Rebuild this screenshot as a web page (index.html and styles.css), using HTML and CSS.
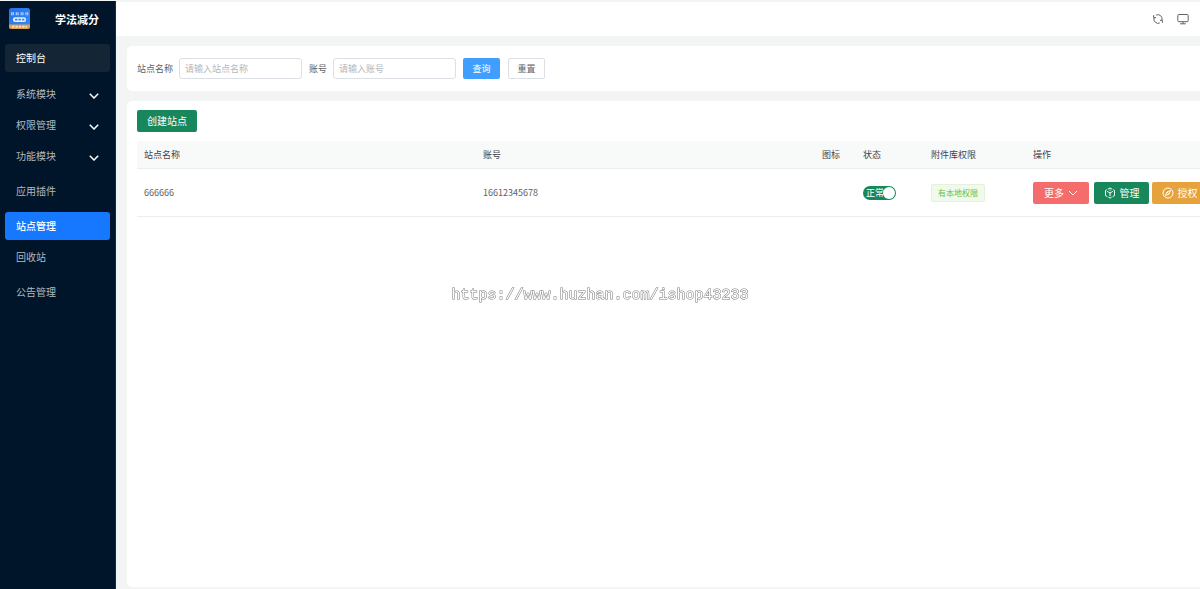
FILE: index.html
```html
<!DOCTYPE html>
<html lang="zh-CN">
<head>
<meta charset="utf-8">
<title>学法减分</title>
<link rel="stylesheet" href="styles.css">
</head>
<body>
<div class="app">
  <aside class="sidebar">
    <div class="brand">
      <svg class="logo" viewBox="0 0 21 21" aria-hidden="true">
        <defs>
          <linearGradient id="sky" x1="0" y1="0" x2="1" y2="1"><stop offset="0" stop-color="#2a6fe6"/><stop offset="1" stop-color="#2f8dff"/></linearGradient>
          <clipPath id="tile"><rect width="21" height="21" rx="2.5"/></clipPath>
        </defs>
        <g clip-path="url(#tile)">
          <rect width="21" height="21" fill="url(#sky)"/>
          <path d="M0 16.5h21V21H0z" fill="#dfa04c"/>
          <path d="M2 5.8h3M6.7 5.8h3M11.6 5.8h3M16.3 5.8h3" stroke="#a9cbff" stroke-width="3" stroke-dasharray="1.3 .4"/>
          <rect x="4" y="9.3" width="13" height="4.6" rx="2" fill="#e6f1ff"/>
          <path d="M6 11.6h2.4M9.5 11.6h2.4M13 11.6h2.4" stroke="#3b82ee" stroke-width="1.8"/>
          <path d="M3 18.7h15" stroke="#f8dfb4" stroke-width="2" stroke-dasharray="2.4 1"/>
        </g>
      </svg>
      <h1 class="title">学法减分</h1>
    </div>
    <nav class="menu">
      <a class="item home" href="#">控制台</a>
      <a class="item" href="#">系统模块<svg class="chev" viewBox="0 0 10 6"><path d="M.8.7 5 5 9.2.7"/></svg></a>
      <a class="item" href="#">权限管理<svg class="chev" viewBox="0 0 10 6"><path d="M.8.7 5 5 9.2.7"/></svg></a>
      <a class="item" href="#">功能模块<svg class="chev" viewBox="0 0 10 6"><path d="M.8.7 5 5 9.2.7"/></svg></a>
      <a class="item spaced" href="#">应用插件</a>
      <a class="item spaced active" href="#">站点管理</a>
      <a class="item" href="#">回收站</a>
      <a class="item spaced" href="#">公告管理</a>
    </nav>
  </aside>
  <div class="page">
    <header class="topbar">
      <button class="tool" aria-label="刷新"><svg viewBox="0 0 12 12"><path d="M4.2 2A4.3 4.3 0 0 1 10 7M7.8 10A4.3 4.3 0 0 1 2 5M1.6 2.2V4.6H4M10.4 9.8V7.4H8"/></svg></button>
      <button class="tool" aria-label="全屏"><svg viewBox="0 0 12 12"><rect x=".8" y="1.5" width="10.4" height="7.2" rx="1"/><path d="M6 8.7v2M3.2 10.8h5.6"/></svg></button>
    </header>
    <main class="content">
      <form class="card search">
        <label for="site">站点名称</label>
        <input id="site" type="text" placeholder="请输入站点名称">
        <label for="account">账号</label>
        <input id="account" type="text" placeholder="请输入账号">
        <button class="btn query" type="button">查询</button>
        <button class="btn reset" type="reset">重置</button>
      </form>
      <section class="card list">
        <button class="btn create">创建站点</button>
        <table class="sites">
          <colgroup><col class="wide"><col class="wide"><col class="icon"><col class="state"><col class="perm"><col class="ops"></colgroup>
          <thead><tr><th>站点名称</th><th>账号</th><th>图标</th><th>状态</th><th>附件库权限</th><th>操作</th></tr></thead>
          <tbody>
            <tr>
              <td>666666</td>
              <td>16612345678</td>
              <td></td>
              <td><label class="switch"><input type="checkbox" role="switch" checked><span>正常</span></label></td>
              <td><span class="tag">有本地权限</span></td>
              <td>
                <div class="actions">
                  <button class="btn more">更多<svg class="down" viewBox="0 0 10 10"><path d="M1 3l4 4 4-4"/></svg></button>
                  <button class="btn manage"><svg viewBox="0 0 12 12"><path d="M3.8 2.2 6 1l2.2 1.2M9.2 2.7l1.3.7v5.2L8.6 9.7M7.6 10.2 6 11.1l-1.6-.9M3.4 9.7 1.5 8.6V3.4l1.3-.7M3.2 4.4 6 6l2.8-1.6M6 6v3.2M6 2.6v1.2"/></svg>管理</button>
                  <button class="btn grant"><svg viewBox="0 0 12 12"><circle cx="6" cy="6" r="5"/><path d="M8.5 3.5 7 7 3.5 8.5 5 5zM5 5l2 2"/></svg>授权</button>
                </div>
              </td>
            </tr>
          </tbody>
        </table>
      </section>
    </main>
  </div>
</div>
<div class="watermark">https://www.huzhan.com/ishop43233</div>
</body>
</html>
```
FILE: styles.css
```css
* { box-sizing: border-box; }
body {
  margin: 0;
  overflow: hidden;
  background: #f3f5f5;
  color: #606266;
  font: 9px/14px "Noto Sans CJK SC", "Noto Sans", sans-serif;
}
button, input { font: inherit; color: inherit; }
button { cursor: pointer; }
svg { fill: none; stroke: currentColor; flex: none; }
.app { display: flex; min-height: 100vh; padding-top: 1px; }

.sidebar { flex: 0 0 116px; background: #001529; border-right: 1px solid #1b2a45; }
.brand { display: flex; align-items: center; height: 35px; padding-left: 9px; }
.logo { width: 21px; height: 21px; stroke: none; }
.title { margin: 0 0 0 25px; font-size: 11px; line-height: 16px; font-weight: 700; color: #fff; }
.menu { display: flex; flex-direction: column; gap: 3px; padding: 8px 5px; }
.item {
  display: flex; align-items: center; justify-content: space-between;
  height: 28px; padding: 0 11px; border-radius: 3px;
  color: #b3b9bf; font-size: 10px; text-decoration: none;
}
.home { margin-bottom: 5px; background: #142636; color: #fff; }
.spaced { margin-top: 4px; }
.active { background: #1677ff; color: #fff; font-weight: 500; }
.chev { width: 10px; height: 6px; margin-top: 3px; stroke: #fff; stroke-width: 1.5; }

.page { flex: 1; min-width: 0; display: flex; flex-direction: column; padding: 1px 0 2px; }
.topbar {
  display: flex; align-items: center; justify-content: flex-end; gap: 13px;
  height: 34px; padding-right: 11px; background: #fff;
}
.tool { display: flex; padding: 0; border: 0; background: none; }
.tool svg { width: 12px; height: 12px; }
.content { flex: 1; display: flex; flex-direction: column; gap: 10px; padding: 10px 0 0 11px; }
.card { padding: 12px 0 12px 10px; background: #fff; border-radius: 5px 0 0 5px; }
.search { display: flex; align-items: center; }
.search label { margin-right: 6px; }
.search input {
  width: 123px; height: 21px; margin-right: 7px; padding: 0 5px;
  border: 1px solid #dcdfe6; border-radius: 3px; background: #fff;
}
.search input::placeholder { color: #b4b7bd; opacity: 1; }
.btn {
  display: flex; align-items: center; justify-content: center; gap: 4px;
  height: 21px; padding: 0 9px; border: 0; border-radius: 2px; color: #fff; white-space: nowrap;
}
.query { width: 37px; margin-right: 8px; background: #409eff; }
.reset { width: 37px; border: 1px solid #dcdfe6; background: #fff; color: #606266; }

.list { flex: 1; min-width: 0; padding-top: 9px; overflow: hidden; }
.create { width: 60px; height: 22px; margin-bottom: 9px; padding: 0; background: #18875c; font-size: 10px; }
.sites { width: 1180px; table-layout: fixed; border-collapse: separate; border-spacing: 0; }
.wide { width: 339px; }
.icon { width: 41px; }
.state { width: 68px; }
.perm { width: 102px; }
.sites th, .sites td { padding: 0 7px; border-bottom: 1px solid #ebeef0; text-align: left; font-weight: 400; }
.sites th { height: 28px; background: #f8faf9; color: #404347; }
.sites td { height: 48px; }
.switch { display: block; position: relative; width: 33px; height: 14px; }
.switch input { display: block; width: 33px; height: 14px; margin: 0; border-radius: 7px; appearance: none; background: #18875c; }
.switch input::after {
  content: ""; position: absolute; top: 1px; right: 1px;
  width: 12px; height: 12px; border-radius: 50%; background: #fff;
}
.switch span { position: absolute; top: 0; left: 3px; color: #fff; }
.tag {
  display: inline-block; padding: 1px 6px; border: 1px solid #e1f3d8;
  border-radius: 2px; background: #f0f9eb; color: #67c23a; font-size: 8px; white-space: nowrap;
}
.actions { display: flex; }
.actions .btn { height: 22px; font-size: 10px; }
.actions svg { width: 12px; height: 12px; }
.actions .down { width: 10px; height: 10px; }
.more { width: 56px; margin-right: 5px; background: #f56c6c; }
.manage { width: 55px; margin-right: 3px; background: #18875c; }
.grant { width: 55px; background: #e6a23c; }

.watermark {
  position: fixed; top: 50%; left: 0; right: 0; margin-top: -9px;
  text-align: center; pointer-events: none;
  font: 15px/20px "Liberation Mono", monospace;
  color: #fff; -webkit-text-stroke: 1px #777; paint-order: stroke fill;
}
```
....
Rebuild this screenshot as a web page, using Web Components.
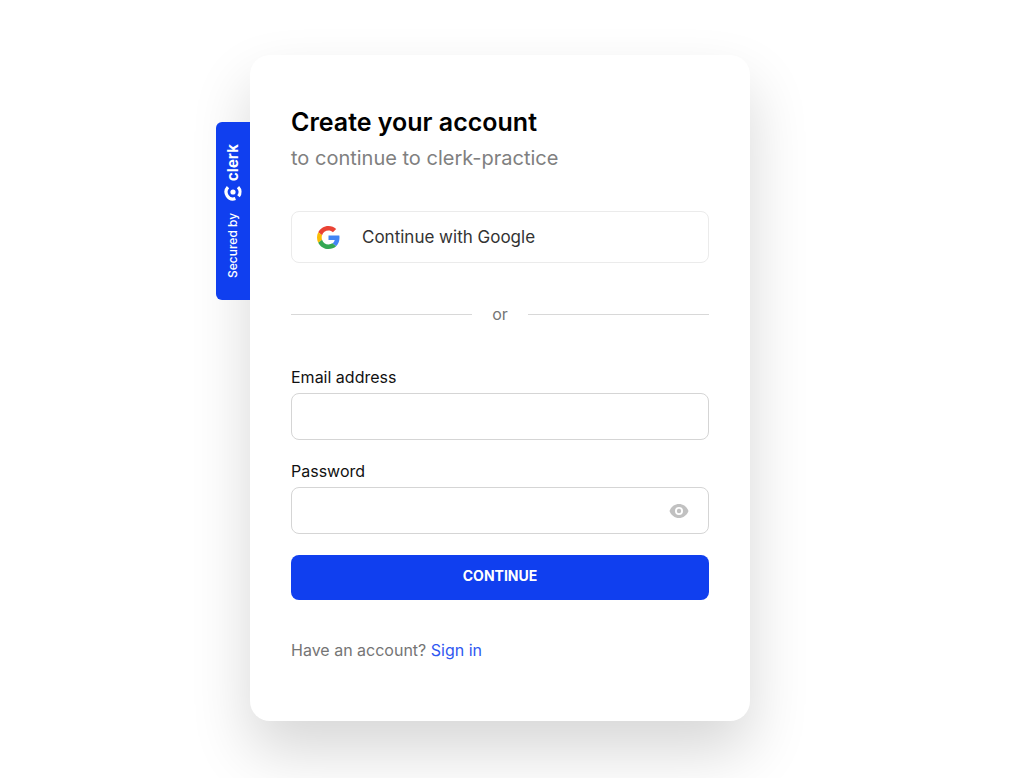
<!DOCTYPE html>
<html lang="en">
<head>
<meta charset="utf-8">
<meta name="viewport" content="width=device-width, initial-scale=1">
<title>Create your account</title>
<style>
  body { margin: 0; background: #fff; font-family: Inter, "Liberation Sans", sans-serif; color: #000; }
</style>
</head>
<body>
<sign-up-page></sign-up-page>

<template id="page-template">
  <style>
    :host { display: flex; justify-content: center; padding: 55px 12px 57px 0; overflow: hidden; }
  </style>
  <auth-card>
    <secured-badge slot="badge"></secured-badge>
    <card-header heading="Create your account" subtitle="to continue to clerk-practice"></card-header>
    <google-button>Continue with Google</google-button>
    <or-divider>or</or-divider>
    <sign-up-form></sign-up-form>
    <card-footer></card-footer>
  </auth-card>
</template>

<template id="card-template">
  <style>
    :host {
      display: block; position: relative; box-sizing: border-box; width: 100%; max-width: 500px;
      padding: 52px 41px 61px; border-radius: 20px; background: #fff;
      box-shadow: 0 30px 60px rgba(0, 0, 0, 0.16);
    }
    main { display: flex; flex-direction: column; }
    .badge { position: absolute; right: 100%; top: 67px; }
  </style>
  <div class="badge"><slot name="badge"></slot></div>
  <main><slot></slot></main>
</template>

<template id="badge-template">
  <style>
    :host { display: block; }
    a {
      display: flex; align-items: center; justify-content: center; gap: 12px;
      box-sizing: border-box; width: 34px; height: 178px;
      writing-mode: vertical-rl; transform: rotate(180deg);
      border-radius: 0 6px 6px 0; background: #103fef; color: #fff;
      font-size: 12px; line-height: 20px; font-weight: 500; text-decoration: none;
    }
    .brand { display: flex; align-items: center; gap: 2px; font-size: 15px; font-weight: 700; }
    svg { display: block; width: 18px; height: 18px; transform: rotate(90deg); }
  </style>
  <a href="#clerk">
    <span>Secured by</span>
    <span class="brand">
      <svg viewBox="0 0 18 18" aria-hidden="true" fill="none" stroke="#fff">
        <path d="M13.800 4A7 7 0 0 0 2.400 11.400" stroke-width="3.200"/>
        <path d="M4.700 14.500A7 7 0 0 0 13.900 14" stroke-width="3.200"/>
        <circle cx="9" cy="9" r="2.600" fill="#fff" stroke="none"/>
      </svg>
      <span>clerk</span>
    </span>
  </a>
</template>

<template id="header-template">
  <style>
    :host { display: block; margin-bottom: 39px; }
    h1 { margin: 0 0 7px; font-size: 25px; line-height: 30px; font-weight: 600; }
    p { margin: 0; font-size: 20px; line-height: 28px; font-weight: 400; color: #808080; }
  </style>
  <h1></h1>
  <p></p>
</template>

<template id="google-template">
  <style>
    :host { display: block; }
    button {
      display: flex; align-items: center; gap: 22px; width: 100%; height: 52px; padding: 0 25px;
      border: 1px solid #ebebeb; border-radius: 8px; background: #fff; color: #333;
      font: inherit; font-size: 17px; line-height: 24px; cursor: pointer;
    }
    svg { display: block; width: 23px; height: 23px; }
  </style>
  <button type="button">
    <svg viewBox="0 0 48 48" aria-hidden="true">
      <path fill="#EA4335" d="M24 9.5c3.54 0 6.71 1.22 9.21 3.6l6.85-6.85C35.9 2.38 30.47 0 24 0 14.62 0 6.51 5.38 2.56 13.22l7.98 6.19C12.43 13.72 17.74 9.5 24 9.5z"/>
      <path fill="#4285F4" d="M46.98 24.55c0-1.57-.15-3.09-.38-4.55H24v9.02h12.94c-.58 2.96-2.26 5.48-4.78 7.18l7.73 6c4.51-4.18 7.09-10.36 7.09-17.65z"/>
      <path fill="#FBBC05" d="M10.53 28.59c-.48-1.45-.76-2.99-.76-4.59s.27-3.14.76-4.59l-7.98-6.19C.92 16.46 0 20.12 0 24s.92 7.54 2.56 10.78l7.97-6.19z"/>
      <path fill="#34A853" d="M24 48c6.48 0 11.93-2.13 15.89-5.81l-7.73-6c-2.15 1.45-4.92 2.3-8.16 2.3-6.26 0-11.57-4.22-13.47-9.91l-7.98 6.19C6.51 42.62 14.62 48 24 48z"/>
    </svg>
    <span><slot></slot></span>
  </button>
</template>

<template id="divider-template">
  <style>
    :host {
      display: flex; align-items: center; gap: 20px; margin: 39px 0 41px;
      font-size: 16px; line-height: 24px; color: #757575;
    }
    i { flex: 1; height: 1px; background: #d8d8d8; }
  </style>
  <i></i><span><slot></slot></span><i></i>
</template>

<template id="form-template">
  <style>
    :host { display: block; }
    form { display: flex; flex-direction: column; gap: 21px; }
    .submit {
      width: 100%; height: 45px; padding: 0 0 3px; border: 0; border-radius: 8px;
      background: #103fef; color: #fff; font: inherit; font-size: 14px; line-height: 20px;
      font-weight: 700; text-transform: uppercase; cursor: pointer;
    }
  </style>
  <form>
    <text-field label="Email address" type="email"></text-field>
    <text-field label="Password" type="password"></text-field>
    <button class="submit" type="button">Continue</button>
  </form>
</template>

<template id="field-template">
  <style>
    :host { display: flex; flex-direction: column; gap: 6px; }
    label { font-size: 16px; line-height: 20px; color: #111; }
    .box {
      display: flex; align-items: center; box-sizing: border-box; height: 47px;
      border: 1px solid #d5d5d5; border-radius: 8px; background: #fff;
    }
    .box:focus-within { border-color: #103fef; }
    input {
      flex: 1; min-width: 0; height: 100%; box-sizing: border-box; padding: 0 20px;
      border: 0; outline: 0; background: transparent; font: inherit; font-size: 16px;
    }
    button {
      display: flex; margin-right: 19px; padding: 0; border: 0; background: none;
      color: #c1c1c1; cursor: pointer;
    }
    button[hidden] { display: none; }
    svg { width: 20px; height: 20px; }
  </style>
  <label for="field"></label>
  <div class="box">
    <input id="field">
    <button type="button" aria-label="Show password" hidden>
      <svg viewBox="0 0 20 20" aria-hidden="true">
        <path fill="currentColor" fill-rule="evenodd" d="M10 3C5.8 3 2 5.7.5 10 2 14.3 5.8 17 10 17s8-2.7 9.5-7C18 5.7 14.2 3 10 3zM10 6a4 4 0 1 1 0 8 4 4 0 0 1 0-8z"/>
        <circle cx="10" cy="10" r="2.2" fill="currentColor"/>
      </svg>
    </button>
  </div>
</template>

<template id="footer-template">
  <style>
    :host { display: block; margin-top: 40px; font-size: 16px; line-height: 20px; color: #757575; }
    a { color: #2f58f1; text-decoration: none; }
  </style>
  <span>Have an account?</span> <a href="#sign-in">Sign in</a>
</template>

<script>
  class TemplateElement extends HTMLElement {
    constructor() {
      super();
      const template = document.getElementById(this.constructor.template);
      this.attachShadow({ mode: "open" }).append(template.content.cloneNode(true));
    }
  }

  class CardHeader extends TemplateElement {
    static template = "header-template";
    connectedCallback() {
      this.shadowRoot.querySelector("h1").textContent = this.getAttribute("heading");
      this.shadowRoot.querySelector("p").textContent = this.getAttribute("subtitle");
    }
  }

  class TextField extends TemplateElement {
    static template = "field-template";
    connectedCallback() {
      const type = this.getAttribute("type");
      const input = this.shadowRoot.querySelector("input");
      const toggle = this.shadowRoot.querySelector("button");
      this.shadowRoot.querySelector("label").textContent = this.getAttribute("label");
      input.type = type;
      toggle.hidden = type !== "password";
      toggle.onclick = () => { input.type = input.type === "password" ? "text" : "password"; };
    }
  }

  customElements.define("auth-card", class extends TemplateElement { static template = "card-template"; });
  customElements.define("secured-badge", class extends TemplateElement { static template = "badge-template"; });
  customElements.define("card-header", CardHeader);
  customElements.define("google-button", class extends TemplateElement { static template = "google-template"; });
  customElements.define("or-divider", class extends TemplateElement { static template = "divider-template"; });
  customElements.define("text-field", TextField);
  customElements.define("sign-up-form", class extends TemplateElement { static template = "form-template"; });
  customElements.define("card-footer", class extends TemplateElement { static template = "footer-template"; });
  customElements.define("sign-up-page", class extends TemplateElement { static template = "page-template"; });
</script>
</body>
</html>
....
Reproduce, word for word, only the lines in the records above from the line with "Rebuild this screenshot as a web page, using" through the line with "<sign-up-page></sign-up-page>", including both ends; omit the pictures.

SOLUTION TO THIS PROBLEM:
Rebuild this screenshot as a web page, using Web Components.
<!DOCTYPE html>
<html lang="en">
<head>
<meta charset="utf-8">
<meta name="viewport" content="width=device-width, initial-scale=1">
<title>Create your account</title>
<style>
  body { margin: 0; background: #fff; font-family: Inter, "Liberation Sans", sans-serif; color: #000; }
</style>
</head>
<body>
<sign-up-page></sign-up-page>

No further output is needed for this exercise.